The Department of Antiquities, Ministry of Transport, Communications and Works, announces the completion of the 2018 Tremithos Neolithic Survey under the direction of Dr Sarah Stewart (Trent University Archaeological Research Centre). The pedestrian survey focused on the area along the coast east and west of the Tremithos River Delta and north of the Kiti Dam to the Larnaca-Limassol Highway. All diagnostic finds were catalogued and photographed and submitted to the Larnaka District Museum.

A pedestrian surface survey of the coastal region from just east of the Pouzis River, west through the Tremithos delta, and east of the delta towards Pervolia, just west of Cape Kiti was undertaken. The beach floor, any associated sections and the terraces above the beach were examined. Numerous chert nodules, cores and flakes, often water worn, and manufactured from a wide variety of chert raw materials were found (Image 1). On the terraces above the beach, the fields were generally stubble wheat fields cultivated with no-till plowing, from which early material is rarely moved to the surface. Thus, it is increasingly difficult to find earlier prehistoric sites through pedestrian survey in tilled fields. The fact that relatively fresh lithics were found in the area where the terrace meets the beach, suggests that there is in situ cultural material below the surface. The best potential for finding these sites will be through test excavations.
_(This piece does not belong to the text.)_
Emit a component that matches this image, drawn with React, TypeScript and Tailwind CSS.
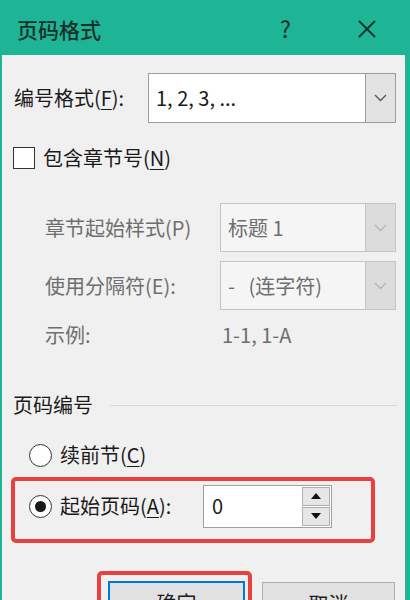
import React from "react";

const font = { fontFamily: '"Noto Sans CJK SC", "Noto Sans", sans-serif' };

function Chevron({ disabled }: { disabled?: boolean }) {
  return (
    <svg width="13" height="8" viewBox="0 0 13 8">
      <path d="M1 1 L6.5 6.5 L12 1" fill="none" stroke={disabled ? "#b4b4b4" : "#555"} strokeWidth="1.3" />
    </svg>
  );
}

function Combo({ text, width, disabled }: { text: string; width: string; disabled?: boolean }) {
  return (
    <div className={`flex h-full ${width} border ${disabled ? "border-[#c4c4c4] bg-[#f5f5f5]" : "border-[#9c9c9c] bg-white"}`}>
      <div className={`flex-1 flex items-center pl-[7px] text-[20px] whitespace-pre ${disabled ? "text-[#6e6e6e]" : "text-[#1a1a1a]"}`}>{text}</div>
      <div className={`w-[30px] flex items-center justify-center border-l ${disabled ? "border-[#c4c4c4] bg-[#dcdcdc]" : "border-[#9c9c9c] bg-[#e3e3e3]"}`}>
        <Chevron disabled={disabled} />
      </div>
    </div>
  );
}

function U({ c }: { c: string }) {
  return <span className="underline underline-offset-[3px] decoration-[1px]">{c}</span>;
}

export default function App() {
  return (
    <div className="w-[410px] h-[600px] overflow-hidden bg-[#1eb496] flex flex-col" style={font}>
      <div className="h-[55px] shrink-0 flex items-center">
        <div className="ml-[17px] text-[21px] font-medium text-[#17302a] leading-none mt-[4px]">页码格式</div>
        <div className="ml-auto text-[23px] text-[#17302a] leading-none mt-[2px] mr-[66px]">?</div>
        <svg width="20" height="20" viewBox="0 0 20 20" className="mr-[33px] mt-[2px]">
          <path d="M2 2 L18 18 M18 2 L2 18" stroke="#17302a" strokeWidth="1.8" />
        </svg>
      </div>
      <div className="flex-1 ml-[2px] mr-[5px] bg-[#f0f0f0] flex flex-col text-[20px] text-[#1a1a1a]">
        <div className="mt-[18px] h-[50px] flex items-center">
          <div className="pl-[12px] w-[146px]">编号格式(<U c="F" />):</div>
          <Combo text="1, 2, 3, ..." width="w-[248px]" />
        </div>
        <div className="mt-[22px] h-[26px] flex items-center pl-[11px]">
          <div className="w-[22px] h-[22px] border-[1.5px] border-[#333] bg-white" />
          <div className="ml-[8px]">包含章节号(<U c="N" />)</div>
        </div>
        <div className="mt-[32px] h-[49px] flex items-center text-[#6e6e6e]">
          <div className="pl-[43px] w-[218px]">章节起始样式(P)</div>
          <Combo text="标题 1" width="w-[176px]" disabled />
        </div>
        <div className="mt-[9px] h-[49px] flex items-center text-[#6e6e6e]">
          <div className="pl-[43px] w-[218px]">使用分隔符(E):</div>
          <Combo text="-   (连字符)" width="w-[176px]" disabled />
        </div>
        <div className="mt-[10px] h-[30px] flex items-center text-[#6e6e6e]">
          <div className="pl-[43px] w-[220px]">示例:</div>
          <div>1-1, 1-A</div>
        </div>
        <div className="mt-[40px] h-[30px] flex items-center pl-[11px]">
          <div>页码编号</div>
          <div className="flex-1 h-px bg-[#d8d8d8] ml-[17px] mr-[8px]" />
        </div>
        <div className="mt-[21px] h-[28px] flex items-center pl-[27px]">
          <div className="w-[23px] h-[23px] rounded-full border-[1.5px] border-[#333] bg-white" />
          <div className="ml-[8px]">续前节(<U c="C" />)</div>
        </div>
        <div className="mt-[8px] ml-[9px] w-[364px] h-[66px] border-[4px] border-[#e8403f] rounded-[5px] flex items-center pb-[8px] pl-[14px]">
          <div className="w-[23px] h-[23px] rounded-full border-[1.5px] border-[#333] bg-white flex items-center justify-center">
            <div className="w-[11px] h-[11px] rounded-full bg-[#1a1a1a]" />
          </div>
          <div className="ml-[8px] w-[143px]">起始页码(<U c="A" />):</div>
          <div className="w-[129px] h-[43px] border border-[#a0a0a0] bg-white flex items-center">
            <div className="flex-1 pl-[8px] text-[20px]">0</div>
            <div className="w-[28px] h-[39px] mr-[1px] flex flex-col gap-[1px]">
              <div className="flex-1 bg-[#e6e6e6] border border-[#b0b0b0] flex items-center justify-center">
                <svg width="10" height="6" viewBox="0 0 10 6"><path d="M0 6 L5 0 L10 6 Z" fill="#111" /></svg>
              </div>
              <div className="flex-1 bg-[#e6e6e6] border border-[#b0b0b0] flex items-center justify-center">
                <svg width="10" height="6" viewBox="0 0 10 6"><path d="M0 0 L10 0 L5 6 Z" fill="#111" /></svg>
              </div>
            </div>
          </div>
        </div>
        <div className="mt-[28px] flex items-start">
          <div className="ml-[95px] w-[155px] h-[70px] border-[4px] border-[#e8403f] rounded-[5px] pl-[7px] pt-[6px]">
            <div className="w-[137px] h-[44px] border-2 border-[#0078d7] bg-[#e1e1e1] flex items-center justify-center">确定</div>
          </div>
          <div className="ml-[10px] mt-[11px] w-[133px] h-[44px] border border-[#adadad] bg-[#e1e1e1] flex items-center justify-center">取消</div>
        </div>
      </div>
    </div>
  );
}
Image 1: Microlithic chert cores characteristic of the Late Epi-palaeolithic period.


The survey area with the highest potential for in-situ early archaeological material is located just east of the promontory at Limnes, with high potential for both Roman and Epipalaeolithic material, the latter including two microlithic multi-directional cores and numerous retouched flakes from a variety of chert. This is the most promising location along this coastal region for a potential Epipalaeolithic site, based on the recovered lithics and the fact that there is evidence of a small stream that would have flowed into the sea. The stream is currently buried under approximately 1 meter of well-developed soil at the stream outlet, which is marked by water worn cobbles.
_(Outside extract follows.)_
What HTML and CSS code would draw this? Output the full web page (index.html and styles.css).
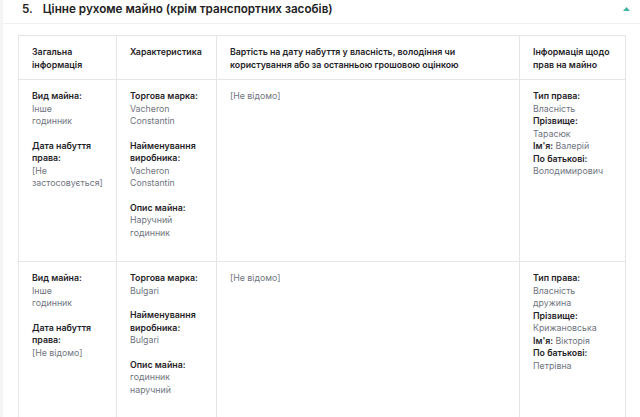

Other areas along the coast with prehistoric potential include the Careta Beach, located about half way between the Limnes promontory and the Tremithos River mouth. Clear stratigraphy was identified in the beach sections which included a series of palaeosols, with the upper the primary artifact bearing deposit with a quantity of pottery (Roman) and lithics (Image 2). There was one small stream outlet that is either contemporary with, or cuts into, the artifact bearing strata. These sections are associated with stubble wheat fields in the terraces above, and thus have a high probability for in situ archaeological material.
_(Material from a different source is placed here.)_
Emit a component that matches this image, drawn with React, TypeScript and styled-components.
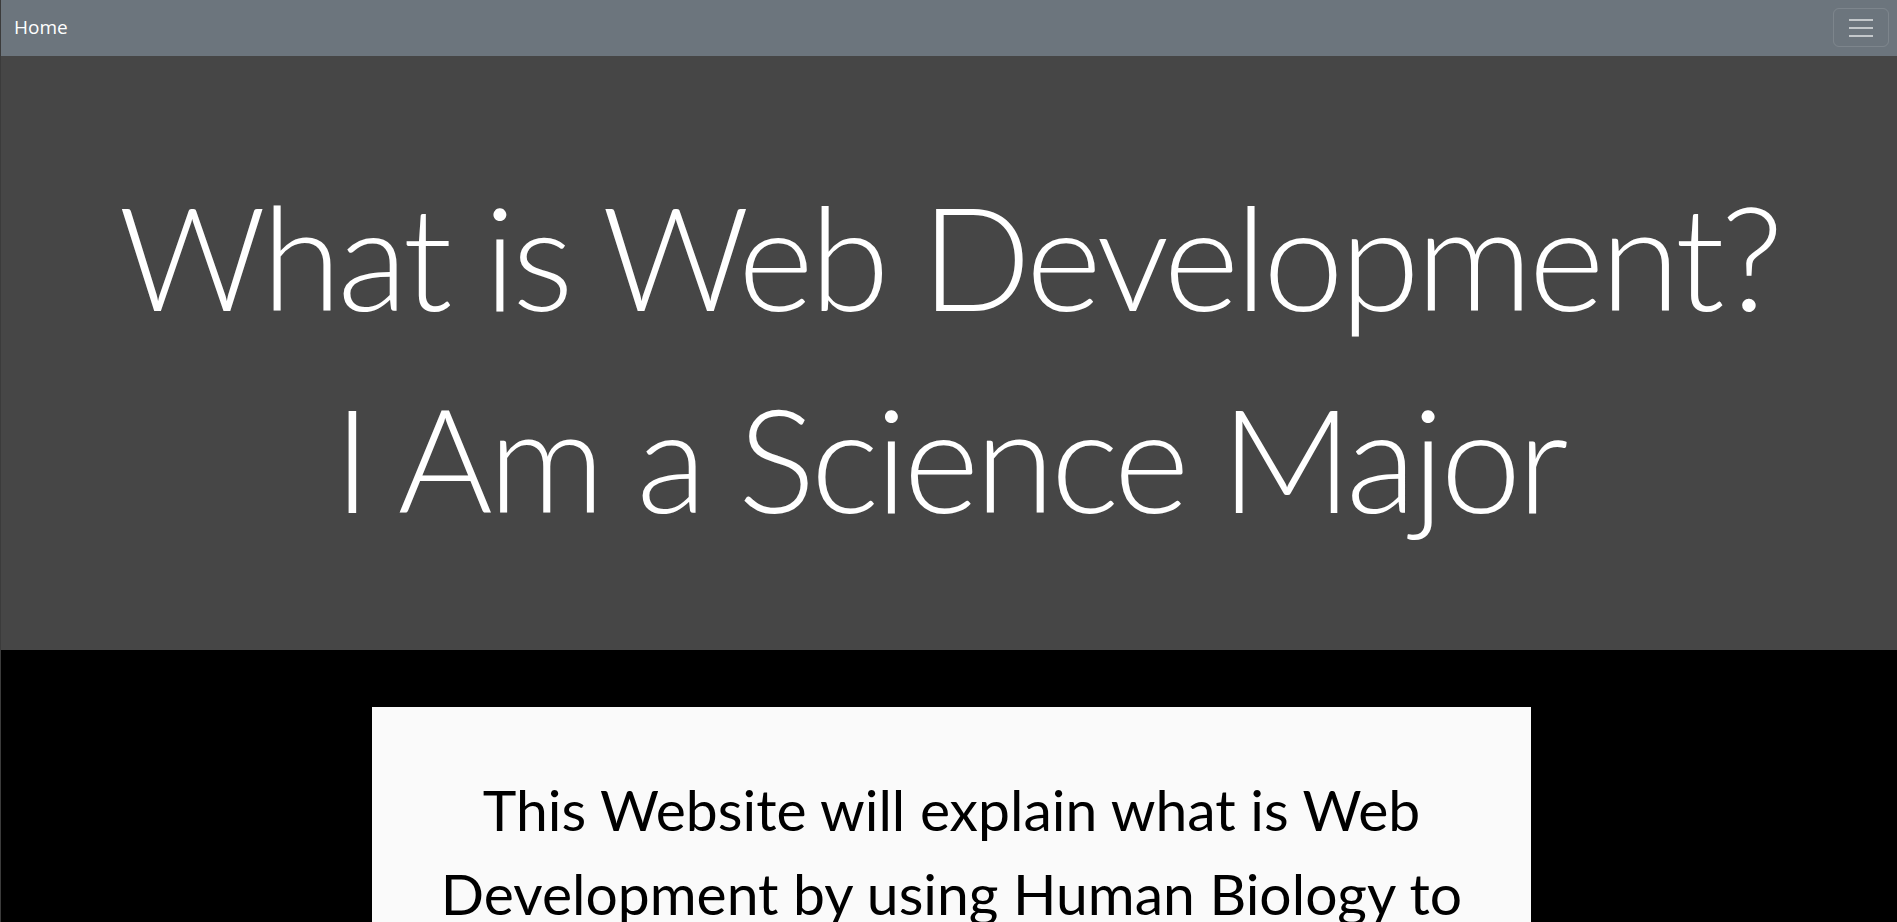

On the east bank of the Tremithos River mouth early diagnostic material was found during the 2015 surface survey. Unfortunately this area is heavily disturbed by the recent road construction and soil levelling and may represent just a small remnant of the original eastern bank of a Tremithos meander. No additional potentially early material was found.

The east terraces above the banks of the Pouzis River between the sea and the highway, are under wheat cultivation, but with a combination of stubble no till fields and directly adjacent deeply tilled zones in which several chert cores and numerous retouched flakes with a distinctive Epipalaeolithic typology were located.

Very little archaeological material in the area between the Kiti Dam and the Larnaca to Limassol highway was found. These finds were isolated to some undiagnostic ceramic sherds (mostly apparently modern) and a few isolated lithic finds, again mostly undiagnostic, and probably from the Dhoukani threshing sledge industry. This area of the Tremithos, north of the dam, would be subject to flooding, alluvial deposition and erosion and most early material would likely now be deeply buried or washed downstream.


Image 2: Βeach sections west of the Tremithos showing paleaosols, with lithic artifacts in situ.